> _What to do_
Leaving out every picture, copy the lines of the data exactly, from the first through the line containing "type Pair = [string, string];".

> _Data shown_
§
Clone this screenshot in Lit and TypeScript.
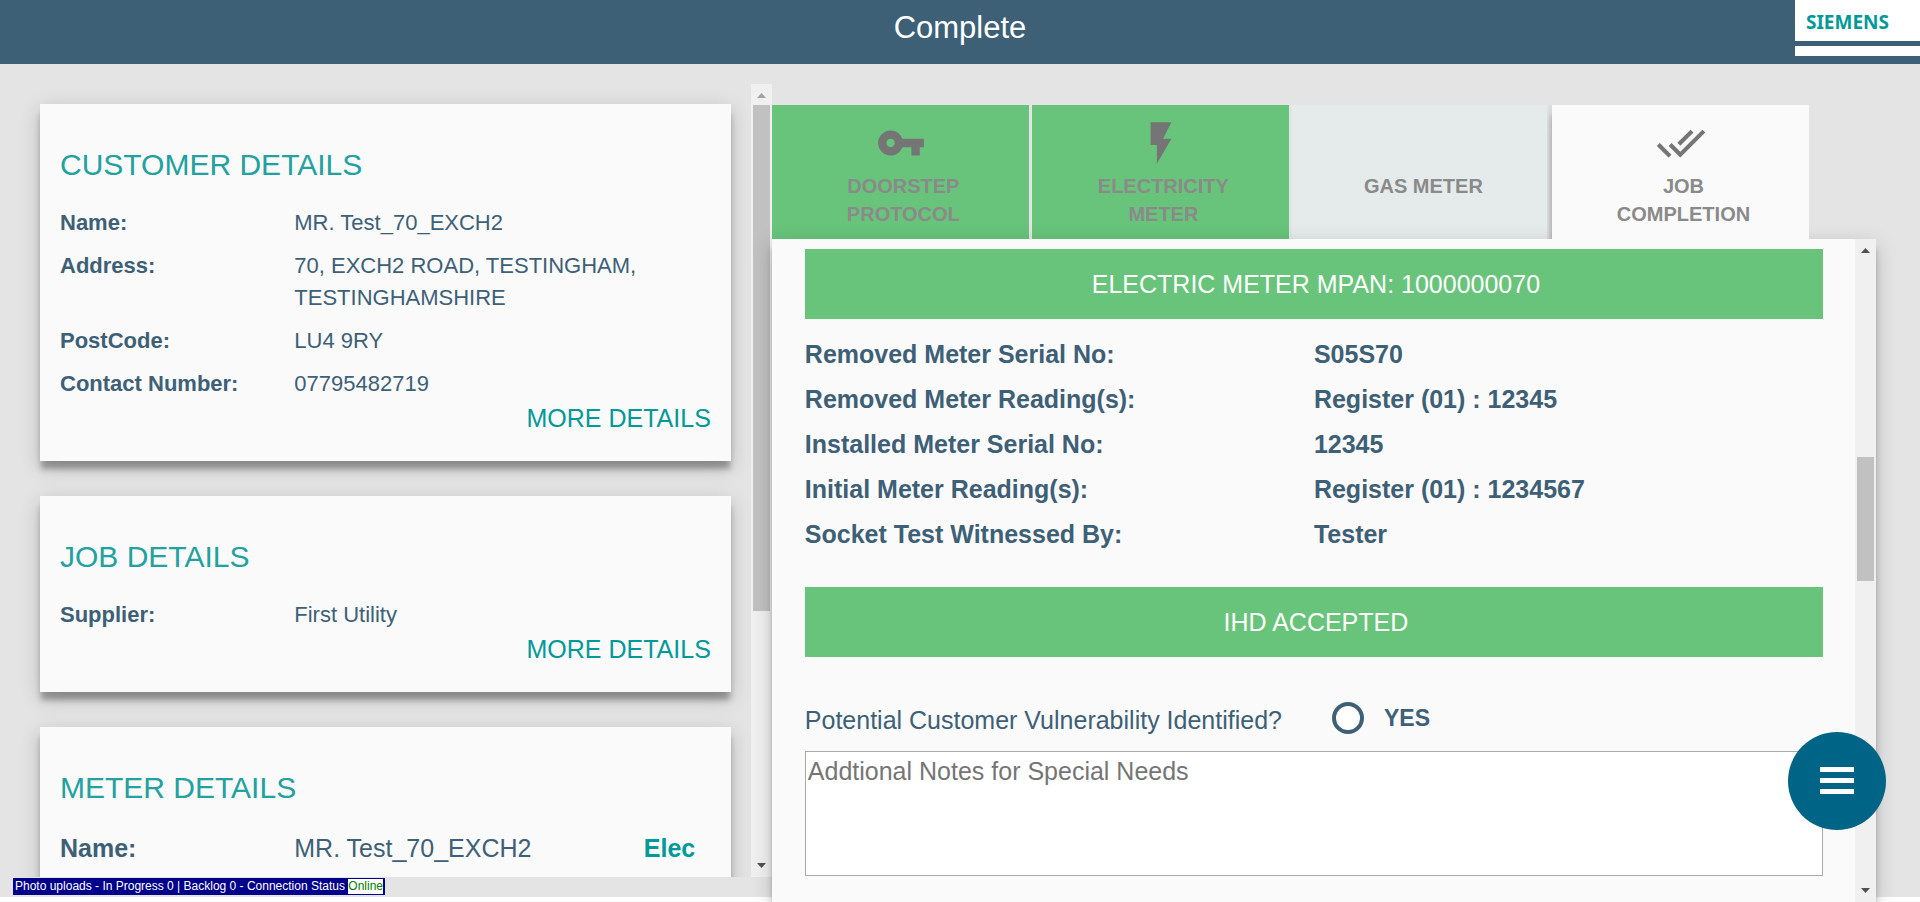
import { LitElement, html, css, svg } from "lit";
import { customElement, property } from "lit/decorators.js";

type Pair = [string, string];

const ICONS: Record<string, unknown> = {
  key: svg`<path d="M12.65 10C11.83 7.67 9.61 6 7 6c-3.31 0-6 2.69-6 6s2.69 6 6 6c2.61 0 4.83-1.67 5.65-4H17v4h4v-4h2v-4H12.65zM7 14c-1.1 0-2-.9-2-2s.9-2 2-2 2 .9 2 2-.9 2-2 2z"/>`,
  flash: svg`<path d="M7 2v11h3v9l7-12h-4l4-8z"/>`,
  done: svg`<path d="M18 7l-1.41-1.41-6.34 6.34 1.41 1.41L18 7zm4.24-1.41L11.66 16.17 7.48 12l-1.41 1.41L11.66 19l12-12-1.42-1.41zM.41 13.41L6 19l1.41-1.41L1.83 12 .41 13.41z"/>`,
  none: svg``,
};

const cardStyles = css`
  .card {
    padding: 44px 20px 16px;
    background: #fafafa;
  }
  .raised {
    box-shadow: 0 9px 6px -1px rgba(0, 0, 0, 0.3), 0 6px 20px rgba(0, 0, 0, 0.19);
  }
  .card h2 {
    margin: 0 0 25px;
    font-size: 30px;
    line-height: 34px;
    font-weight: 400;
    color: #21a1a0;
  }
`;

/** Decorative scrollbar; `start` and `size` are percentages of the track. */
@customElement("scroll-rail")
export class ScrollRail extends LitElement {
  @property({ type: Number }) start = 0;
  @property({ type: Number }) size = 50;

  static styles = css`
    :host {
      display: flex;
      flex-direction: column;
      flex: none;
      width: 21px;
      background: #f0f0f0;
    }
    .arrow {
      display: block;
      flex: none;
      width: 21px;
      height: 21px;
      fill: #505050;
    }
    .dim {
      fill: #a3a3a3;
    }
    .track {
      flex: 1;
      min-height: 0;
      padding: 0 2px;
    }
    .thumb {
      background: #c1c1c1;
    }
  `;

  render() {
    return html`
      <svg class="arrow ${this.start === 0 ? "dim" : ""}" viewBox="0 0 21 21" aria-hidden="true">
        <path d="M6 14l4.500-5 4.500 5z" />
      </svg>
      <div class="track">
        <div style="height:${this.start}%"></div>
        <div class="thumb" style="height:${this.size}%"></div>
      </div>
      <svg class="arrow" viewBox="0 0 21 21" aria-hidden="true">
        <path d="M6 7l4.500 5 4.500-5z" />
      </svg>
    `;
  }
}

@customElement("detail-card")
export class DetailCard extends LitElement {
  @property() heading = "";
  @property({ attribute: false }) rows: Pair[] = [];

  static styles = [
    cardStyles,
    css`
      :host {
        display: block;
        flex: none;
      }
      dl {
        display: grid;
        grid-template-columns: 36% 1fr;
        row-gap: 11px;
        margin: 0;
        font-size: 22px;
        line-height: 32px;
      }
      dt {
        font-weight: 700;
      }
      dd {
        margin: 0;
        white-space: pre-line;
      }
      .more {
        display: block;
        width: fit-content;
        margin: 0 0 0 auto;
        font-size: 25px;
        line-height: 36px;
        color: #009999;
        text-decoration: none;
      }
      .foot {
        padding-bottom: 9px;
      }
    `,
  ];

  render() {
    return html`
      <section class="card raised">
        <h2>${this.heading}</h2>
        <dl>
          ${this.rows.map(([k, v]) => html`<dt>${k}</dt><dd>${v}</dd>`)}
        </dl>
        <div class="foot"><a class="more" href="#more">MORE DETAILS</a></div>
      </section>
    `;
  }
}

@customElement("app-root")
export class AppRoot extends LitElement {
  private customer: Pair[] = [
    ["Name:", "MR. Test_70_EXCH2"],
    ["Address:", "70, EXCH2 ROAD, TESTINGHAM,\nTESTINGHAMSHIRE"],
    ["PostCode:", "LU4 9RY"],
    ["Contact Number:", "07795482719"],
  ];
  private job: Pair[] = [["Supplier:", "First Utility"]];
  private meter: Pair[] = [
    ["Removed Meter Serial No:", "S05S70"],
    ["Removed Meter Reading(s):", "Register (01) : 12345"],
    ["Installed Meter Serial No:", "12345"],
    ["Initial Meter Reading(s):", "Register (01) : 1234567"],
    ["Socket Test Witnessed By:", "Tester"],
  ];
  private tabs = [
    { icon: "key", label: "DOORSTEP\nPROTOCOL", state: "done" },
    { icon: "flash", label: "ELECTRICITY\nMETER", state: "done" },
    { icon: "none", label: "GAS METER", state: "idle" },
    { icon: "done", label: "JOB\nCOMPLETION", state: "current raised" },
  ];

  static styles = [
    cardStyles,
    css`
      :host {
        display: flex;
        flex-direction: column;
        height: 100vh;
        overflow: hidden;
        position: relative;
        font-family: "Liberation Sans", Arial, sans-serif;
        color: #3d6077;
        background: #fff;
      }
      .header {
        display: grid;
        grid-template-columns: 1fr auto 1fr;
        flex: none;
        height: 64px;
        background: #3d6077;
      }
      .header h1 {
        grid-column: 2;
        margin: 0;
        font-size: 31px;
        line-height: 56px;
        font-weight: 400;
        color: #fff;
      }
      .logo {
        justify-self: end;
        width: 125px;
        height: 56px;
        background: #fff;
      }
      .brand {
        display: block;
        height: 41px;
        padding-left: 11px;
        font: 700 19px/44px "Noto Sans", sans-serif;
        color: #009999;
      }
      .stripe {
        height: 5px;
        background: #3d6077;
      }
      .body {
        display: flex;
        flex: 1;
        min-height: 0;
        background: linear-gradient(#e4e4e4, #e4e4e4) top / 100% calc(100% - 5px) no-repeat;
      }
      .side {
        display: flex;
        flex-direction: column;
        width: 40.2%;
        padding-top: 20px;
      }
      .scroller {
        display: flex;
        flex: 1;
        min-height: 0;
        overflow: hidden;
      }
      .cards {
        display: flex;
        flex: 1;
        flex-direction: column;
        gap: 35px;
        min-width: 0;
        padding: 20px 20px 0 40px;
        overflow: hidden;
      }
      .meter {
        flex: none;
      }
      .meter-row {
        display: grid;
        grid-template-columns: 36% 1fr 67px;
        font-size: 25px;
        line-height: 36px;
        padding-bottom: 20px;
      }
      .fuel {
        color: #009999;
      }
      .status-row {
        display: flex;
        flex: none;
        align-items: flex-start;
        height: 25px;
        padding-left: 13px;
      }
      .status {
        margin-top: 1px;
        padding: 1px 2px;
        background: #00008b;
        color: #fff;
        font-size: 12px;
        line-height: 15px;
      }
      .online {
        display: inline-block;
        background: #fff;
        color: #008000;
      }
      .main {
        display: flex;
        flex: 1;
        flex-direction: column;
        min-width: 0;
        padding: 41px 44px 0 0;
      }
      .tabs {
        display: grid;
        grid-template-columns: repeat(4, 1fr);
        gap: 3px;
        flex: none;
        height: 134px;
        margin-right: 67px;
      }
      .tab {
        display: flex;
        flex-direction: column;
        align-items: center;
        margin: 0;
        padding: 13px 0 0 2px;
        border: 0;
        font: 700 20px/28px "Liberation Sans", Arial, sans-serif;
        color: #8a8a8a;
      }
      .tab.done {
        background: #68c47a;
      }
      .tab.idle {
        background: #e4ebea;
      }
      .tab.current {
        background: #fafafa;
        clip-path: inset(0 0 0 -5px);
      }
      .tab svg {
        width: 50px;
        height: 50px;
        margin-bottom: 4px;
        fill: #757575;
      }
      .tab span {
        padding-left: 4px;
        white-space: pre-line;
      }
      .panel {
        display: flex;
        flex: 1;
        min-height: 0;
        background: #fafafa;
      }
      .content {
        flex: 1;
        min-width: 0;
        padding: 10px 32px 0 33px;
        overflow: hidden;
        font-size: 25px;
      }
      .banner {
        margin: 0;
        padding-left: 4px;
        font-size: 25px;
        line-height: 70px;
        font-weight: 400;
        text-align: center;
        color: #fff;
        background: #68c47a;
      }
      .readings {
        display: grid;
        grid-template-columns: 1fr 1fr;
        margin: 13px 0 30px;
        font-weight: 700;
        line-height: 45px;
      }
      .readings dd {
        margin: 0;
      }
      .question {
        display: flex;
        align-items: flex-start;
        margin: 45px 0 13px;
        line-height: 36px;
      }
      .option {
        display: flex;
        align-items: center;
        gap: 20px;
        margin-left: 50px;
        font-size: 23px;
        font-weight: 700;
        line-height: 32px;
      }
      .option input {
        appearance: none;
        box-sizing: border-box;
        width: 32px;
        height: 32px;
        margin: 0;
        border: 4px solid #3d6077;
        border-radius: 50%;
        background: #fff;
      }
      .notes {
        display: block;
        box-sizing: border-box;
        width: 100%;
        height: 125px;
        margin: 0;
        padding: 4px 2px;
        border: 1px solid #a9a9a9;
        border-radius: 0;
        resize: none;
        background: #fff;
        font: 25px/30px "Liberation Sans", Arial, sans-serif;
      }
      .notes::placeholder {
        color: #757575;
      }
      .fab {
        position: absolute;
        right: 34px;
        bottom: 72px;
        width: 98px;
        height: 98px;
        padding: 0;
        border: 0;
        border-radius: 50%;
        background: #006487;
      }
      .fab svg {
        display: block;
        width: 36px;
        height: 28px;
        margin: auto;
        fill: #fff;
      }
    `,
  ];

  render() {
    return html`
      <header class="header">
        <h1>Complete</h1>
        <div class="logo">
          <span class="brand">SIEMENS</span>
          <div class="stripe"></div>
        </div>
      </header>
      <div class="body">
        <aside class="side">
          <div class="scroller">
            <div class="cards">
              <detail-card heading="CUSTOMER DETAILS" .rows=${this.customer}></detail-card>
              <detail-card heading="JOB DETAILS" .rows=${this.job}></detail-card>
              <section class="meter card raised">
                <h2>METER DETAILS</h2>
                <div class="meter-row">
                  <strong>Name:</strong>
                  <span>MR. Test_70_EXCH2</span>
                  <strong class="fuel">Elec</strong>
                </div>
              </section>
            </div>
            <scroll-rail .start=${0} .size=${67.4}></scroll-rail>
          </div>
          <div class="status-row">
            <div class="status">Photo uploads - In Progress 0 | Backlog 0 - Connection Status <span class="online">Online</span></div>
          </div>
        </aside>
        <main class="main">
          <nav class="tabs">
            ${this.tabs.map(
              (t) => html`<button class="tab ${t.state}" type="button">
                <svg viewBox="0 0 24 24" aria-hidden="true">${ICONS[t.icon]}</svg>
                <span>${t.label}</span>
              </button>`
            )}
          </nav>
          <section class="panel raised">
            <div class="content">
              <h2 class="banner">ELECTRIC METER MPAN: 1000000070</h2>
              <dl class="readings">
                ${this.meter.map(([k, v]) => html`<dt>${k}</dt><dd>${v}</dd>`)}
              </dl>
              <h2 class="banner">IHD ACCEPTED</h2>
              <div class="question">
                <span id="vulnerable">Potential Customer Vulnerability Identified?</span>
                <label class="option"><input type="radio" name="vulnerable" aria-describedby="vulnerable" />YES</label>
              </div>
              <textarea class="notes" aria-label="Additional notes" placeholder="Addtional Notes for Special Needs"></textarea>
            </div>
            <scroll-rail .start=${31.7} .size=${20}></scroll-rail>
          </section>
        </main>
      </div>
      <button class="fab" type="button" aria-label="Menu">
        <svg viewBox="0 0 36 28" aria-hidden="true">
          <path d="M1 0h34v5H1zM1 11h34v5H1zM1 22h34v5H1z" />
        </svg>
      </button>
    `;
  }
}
§
> _Correct answer_
Clone this screenshot in Lit and TypeScript.
import { LitElement, html, css, svg } from "lit";
import { customElement, property } from "lit/decorators.js";

type Pair = [string, string];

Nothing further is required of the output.